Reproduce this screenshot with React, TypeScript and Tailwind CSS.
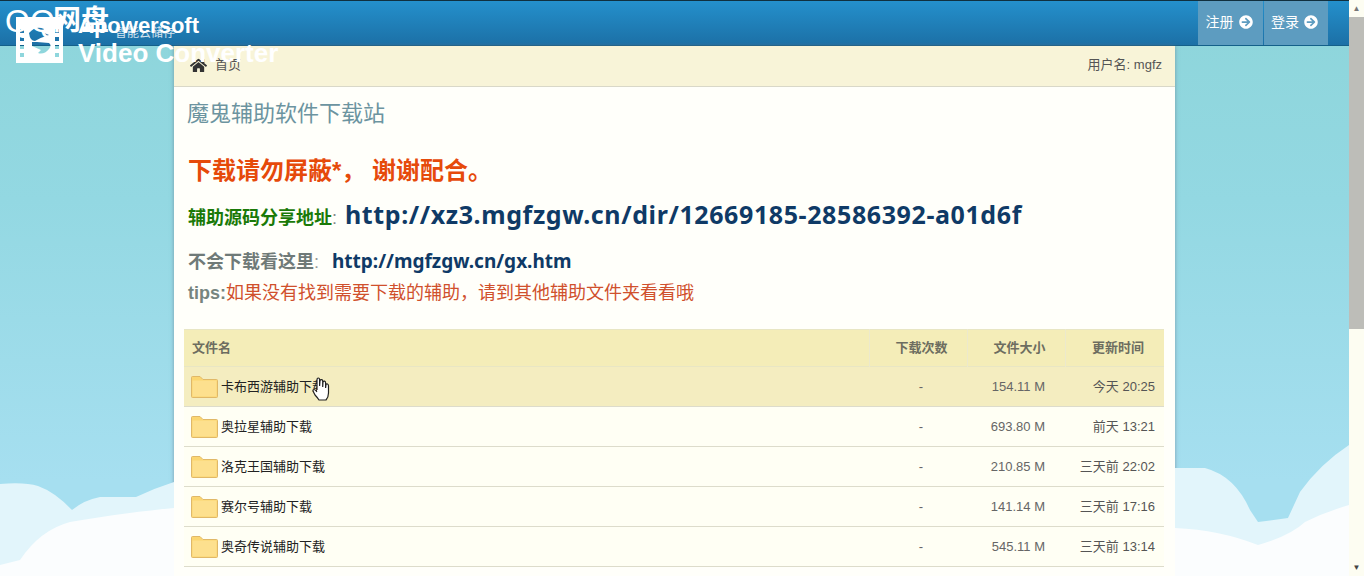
---
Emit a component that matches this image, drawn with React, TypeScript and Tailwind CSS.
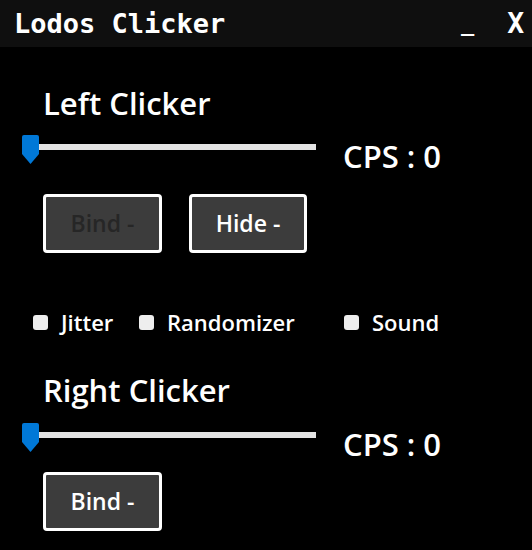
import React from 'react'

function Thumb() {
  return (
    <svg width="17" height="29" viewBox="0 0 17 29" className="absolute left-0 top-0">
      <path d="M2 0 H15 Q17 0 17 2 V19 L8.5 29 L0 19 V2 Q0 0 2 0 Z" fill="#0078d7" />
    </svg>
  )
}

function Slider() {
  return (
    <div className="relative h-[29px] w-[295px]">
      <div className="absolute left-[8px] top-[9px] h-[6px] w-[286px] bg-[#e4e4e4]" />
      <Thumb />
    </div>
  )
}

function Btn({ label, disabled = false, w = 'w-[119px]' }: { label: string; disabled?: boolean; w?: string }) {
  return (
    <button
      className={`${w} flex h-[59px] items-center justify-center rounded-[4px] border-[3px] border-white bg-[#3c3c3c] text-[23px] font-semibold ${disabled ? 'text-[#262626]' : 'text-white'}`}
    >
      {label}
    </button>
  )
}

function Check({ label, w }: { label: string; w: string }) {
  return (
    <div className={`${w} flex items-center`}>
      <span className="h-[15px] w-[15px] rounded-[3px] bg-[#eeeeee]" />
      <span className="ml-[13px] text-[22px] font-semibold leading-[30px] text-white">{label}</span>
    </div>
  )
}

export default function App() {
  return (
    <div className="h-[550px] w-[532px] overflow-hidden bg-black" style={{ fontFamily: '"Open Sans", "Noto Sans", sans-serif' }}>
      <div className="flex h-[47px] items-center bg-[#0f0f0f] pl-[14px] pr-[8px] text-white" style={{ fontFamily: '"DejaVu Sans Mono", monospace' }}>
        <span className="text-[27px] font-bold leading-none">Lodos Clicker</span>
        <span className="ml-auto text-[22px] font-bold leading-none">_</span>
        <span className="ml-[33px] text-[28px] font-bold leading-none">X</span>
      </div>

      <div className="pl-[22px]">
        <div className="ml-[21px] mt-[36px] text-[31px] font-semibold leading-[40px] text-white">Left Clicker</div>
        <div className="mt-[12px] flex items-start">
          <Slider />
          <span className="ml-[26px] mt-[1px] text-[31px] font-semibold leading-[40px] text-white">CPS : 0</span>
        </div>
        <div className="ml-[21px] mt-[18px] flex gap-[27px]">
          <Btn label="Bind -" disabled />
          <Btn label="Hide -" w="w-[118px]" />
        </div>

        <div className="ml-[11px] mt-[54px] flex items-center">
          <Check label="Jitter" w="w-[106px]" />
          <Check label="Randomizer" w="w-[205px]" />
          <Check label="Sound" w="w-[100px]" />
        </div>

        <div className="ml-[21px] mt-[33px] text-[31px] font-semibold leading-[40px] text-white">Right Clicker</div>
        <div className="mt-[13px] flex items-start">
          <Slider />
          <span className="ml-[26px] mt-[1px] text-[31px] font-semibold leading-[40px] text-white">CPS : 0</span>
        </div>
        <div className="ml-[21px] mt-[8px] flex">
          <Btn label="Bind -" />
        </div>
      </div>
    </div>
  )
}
...
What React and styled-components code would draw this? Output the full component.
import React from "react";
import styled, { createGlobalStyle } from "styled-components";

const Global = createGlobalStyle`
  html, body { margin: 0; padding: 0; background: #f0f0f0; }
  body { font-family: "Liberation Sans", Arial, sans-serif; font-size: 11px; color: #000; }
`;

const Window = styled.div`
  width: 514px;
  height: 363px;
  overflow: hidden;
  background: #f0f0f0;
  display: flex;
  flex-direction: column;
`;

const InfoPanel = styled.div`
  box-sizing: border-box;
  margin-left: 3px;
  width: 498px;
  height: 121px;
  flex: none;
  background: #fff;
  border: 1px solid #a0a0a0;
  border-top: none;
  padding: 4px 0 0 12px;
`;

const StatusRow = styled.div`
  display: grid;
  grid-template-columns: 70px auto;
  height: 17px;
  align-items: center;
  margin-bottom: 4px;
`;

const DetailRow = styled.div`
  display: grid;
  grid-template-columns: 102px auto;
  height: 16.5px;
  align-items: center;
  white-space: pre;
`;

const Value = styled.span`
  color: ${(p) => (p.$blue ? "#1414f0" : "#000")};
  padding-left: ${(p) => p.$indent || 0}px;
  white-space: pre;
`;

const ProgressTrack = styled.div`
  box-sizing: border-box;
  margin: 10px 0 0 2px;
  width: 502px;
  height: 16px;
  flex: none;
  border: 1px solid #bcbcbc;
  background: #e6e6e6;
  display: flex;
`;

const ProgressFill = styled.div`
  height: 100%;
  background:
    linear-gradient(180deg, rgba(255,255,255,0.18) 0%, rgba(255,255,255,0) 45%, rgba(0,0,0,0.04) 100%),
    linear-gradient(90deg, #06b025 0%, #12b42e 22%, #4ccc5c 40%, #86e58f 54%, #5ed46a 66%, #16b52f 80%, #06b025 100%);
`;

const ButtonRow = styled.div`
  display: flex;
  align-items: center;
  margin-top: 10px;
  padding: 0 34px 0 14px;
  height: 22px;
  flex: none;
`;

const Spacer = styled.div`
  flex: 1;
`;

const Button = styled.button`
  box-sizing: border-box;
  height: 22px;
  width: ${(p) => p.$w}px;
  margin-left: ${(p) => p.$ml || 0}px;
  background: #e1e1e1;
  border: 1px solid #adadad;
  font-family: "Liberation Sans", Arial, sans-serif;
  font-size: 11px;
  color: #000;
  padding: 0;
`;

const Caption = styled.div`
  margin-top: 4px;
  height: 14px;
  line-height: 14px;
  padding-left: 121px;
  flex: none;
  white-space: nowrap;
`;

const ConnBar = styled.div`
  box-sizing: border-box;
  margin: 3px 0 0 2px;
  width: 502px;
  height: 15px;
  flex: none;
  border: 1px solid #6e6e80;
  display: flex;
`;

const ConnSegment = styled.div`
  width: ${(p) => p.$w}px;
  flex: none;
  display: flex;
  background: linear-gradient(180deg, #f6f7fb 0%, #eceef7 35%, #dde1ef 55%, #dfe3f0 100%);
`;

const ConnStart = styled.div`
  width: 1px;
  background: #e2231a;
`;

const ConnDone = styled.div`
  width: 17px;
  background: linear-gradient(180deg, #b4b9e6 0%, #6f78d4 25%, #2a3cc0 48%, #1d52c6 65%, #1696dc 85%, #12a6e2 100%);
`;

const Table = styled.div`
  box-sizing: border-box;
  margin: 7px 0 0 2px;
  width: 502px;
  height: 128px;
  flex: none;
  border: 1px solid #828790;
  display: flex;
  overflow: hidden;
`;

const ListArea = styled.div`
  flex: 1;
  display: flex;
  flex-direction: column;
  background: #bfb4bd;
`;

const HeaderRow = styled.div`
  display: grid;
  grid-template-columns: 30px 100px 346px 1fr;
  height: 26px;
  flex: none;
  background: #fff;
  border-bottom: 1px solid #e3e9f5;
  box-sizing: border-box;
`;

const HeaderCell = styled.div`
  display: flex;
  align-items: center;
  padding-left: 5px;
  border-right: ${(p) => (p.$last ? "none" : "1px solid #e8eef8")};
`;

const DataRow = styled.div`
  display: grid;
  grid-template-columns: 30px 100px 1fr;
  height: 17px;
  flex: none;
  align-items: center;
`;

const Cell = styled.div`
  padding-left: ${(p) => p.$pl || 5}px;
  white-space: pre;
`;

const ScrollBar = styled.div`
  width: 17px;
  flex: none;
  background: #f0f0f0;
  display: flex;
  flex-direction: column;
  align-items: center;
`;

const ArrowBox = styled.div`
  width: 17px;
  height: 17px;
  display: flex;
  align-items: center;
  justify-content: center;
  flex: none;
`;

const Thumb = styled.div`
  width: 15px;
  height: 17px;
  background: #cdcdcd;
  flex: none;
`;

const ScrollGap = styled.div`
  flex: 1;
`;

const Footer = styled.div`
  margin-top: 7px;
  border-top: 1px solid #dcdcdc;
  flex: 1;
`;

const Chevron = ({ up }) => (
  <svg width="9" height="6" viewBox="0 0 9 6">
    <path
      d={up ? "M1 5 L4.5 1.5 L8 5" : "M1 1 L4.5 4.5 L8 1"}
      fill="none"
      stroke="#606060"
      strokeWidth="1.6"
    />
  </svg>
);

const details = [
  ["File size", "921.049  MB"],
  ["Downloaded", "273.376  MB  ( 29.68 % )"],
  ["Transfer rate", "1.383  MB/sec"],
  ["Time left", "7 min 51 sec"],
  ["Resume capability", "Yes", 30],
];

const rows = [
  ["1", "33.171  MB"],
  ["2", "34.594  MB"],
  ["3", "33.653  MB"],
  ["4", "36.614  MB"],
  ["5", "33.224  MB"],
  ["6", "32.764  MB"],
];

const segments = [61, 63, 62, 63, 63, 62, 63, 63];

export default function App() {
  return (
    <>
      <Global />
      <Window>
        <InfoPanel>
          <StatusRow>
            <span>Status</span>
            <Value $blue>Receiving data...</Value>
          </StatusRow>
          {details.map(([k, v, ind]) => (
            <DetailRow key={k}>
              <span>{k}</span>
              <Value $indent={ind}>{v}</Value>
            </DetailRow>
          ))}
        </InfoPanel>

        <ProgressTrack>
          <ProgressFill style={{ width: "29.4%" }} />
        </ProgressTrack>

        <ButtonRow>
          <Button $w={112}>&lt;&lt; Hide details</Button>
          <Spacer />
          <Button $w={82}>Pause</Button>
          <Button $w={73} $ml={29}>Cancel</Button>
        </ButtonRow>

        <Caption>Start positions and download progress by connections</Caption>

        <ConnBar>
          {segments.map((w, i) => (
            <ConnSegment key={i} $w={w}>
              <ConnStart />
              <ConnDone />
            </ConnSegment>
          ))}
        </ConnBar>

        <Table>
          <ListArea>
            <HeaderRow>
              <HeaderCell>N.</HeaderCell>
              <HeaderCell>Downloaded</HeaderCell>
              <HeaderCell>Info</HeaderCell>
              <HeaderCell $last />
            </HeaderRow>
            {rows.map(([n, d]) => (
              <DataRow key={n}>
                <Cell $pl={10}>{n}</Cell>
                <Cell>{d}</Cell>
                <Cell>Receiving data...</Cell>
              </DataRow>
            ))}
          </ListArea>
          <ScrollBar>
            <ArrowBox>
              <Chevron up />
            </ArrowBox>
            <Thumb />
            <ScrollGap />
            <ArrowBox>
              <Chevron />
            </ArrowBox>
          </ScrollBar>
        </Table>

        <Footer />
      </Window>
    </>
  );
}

= What you should do =
Leave out every picture, then retype exactly the lines from the one containing "Emit a component" through the one containing "import React from 'react'".

= Result =
Emit a component that matches this image, drawn with React, TypeScript and Tailwind CSS.
import React from 'react'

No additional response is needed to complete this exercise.